* **EXERCISE PROMPT**
Leave out the pictures and copy everything else below exactly.
##### DATASET CONTENT #####
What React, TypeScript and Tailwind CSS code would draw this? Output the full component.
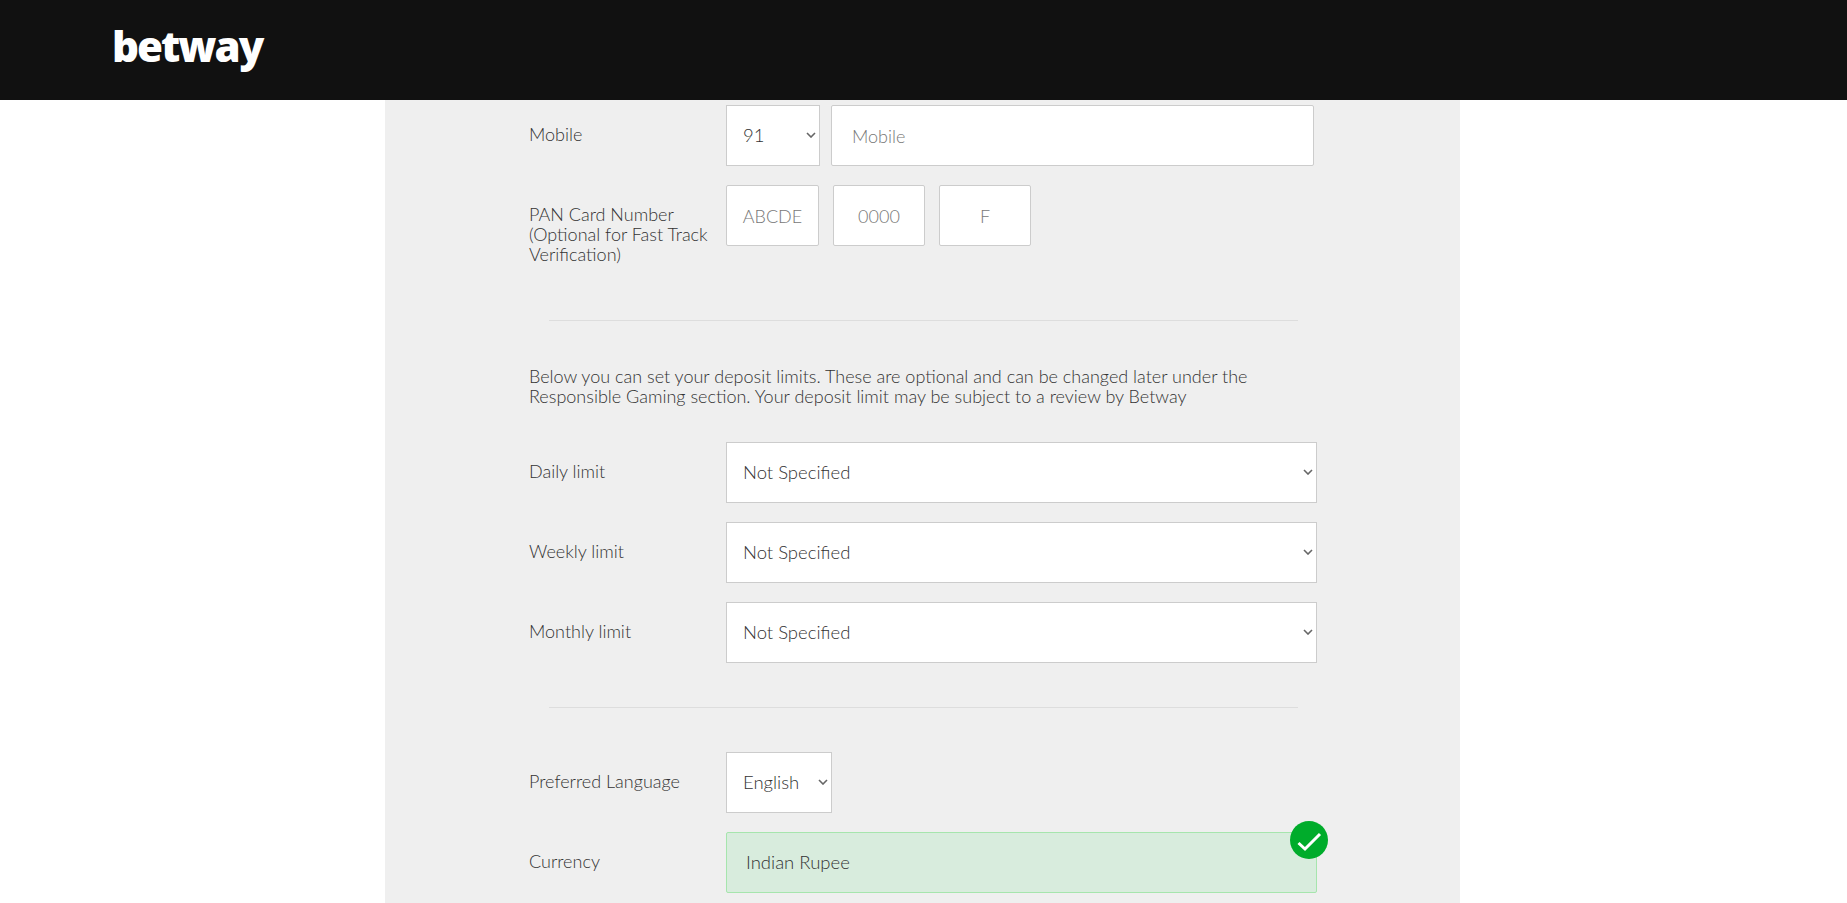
const fieldFont = "[font-family:'Lato',sans-serif] font-light";

const Field = ({ label, children }: { label: React.ReactNode; children: React.ReactNode }) => (
  <div className="flex mb-[19px]">
    <label className="w-[197px] shrink-0 pt-[19px] text-[18px] leading-[20px] text-[#333]">{label}</label>
    {children}
  </div>
);

const NativeSelect = ({ value, className }: { value: string; className: string }) => (
  <div className={`relative h-[61px] ${className}`}>
    <select
      defaultValue={value}
      className="w-full h-full appearance-none bg-white border border-[#ccc] pl-[16px] text-[18.5px] text-[#333] font-light"
    >
      <option>{value}</option>
    </select>
    <svg viewBox="0 0 10 6" className="absolute right-[4px] top-[27px] w-[10px] h-[6px]" fill="none" stroke="#666" strokeWidth="1.6">
      <path d="M1 1 L5 5 L9 1" />
    </svg>
  </div>
);

const TextInput = ({ placeholder, className }: { placeholder: string; className: string }) => (
  <input
    placeholder={placeholder}
    className={`h-[61px] bg-white border border-[#ccc] rounded-[2px] text-[18px] font-light text-[#333] placeholder:text-[#777] ${className}`}
  />
);

const App = () => {
  return (
    <div className={`h-[903px] overflow-hidden bg-white ${fieldFont}`}>
      <header className="h-[100px] bg-[#111] pl-[112px] pt-[16px]">
        <span className="block [font-family:'Noto_Sans',sans-serif] text-[42px] leading-[60px] font-black tracking-[-2px] text-white">betway</span>
      </header>

      <main className="ml-[385px] w-[1075px] h-[803px] bg-[#efefef] pl-[144px] pt-[5px]">
        <Field label="Mobile">
          <NativeSelect value="91" className="w-[94px]" />
          <TextInput placeholder="Mobile" className="ml-[11px] w-[483px] px-[20px]" />
        </Field>

        <Field label={<>PAN Card Number<br />(Optional for Fast Track<br />Verification)</>}>
          <div className="flex gap-[14px]">
            <TextInput placeholder="ABCDE" className="w-[93px] text-center" />
            <TextInput placeholder="0000" className="w-[92px] text-center" />
            <TextInput placeholder="F" className="w-[92px] text-center" />
          </div>
        </Field>

        <hr className="ml-[20px] w-[749px] mt-[56px] border-[#ddd]" />

        <p className="mt-[45px] w-[780px] text-[18px] leading-[20px] text-[#333]">
          Below you can set your deposit limits. These are optional and can be changed later under the<br />
          Responsible Gaming section. Your deposit limit may be subject to a review by Betway
        </p>

        <div className="mt-[36px]">
          {["Daily limit", "Weekly limit", "Monthly limit"].map((label) => (
            <Field key={label} label={label}>
              <NativeSelect value="Not Specified" className="w-[591px]" />
            </Field>
          ))}
        </div>

        <hr className="ml-[20px] w-[749px] mt-[44px] border-[#ddd]" />

        <div className="mt-[44px]">
          <Field label="Preferred Language">
            <NativeSelect value="English" className="w-[106px]" />
          </Field>
          <Field label="Currency">
            <div className="relative w-[591px] h-[61px] flex items-center pl-[19px] bg-[#d8ecdd] border border-[#a6e5ad] rounded-[2px] text-[18.5px] text-[#333]">
              Indian Rupee
              <span className="absolute -top-[12px] -right-[12px] w-[38px] h-[38px] rounded-full bg-[#00ac2b]">
                <svg viewBox="0 0 38 38" className="w-full h-full" fill="none" stroke="white" strokeWidth="3">
                  <path d="M8.5 22 L15 28 L30 13" />
                </svg>
              </span>
            </div>
          </Field>
        </div>
      </main>
    </div>
  );
};

export default App;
#####
* **EXERCISE ANSWER**
What React, TypeScript and Tailwind CSS code would draw this? Output the full component.
const fieldFont = "[font-family:'Lato',sans-serif] font-light";

const Field = ({ label, children }: { label: React.ReactNode; children: React.ReactNode }) => (
  <div className="flex mb-[19px]">
    <label className="w-[197px] shrink-0 pt-[19px] text-[18px] leading-[20px] text-[#333]">{label}</label>
    {children}
  </div>
);

const NativeSelect = ({ value, className }: { value: string; className: string }) => (
  <div className={`relative h-[61px] ${className}`}>
    <select
      defaultValue={value}
      className="w-full h-full appearance-none bg-white border border-[#ccc] pl-[16px] text-[18.5px] text-[#333] font-light"
    >
      <option>{value}</option>
    </select>
    <svg viewBox="0 0 10 6" className="absolute right-[4px] top-[27px] w-[10px] h-[6px]" fill="none" stroke="#666" strokeWidth="1.6">
      <path d="M1 1 L5 5 L9 1" />
    </svg>
  </div>
);

const TextInput = ({ placeholder, className }: { placeholder: string; className: string }) => (
  <input
    placeholder={placeholder}
    className={`h-[61px] bg-white border border-[#ccc] rounded-[2px] text-[18px] font-light text-[#333] placeholder:text-[#777] ${className}`}
  />
);

const App = () => {
  return (
    <div className={`h-[903px] overflow-hidden bg-white ${fieldFont}`}>
      <header className="h-[100px] bg-[#111] pl-[112px] pt-[16px]">
        <span className="block [font-family:'Noto_Sans',sans-serif] text-[42px] leading-[60px] font-black tracking-[-2px] text-white">betway</span>
      </header>

      <main className="ml-[385px] w-[1075px] h-[803px] bg-[#efefef] pl-[144px] pt-[5px]">
        <Field label="Mobile">
          <NativeSelect value="91" className="w-[94px]" />
          <TextInput placeholder="Mobile" className="ml-[11px] w-[483px] px-[20px]" />
        </Field>

        <Field label={<>PAN Card Number<br />(Optional for Fast Track<br />Verification)</>}>
          <div className="flex gap-[14px]">
            <TextInput placeholder="ABCDE" className="w-[93px] text-center" />
            <TextInput placeholder="0000" className="w-[92px] text-center" />
            <TextInput placeholder="F" className="w-[92px] text-center" />
          </div>
        </Field>

        <hr className="ml-[20px] w-[749px] mt-[56px] border-[#ddd]" />

        <p className="mt-[45px] w-[780px] text-[18px] leading-[20px] text-[#333]">
          Below you can set your deposit limits. These are optional and can be changed later under the<br />
          Responsible Gaming section. Your deposit limit may be subject to a review by Betway
        </p>

        <div className="mt-[36px]">
          {["Daily limit", "Weekly limit", "Monthly limit"].map((label) => (
            <Field key={label} label={label}>
              <NativeSelect value="Not Specified" className="w-[591px]" />
            </Field>
          ))}
        </div>

        <hr className="ml-[20px] w-[749px] mt-[44px] border-[#ddd]" />

        <div className="mt-[44px]">
          <Field label="Preferred Language">
            <NativeSelect value="English" className="w-[106px]" />
          </Field>
          <Field label="Currency">
            <div className="relative w-[591px] h-[61px] flex items-center pl-[19px] bg-[#d8ecdd] border border-[#a6e5ad] rounded-[2px] text-[18.5px] text-[#333]">
              Indian Rupee
              <span className="absolute -top-[12px] -right-[12px] w-[38px] h-[38px] rounded-full bg-[#00ac2b]">
                <svg viewBox="0 0 38 38" className="w-full h-full" fill="none" stroke="white" strokeWidth="3">
                  <path d="M8.5 22 L15 28 L30 13" />
                </svg>
              </span>
            </div>
          </Field>
        </div>
      </main>
    </div>
  );
};

export default App;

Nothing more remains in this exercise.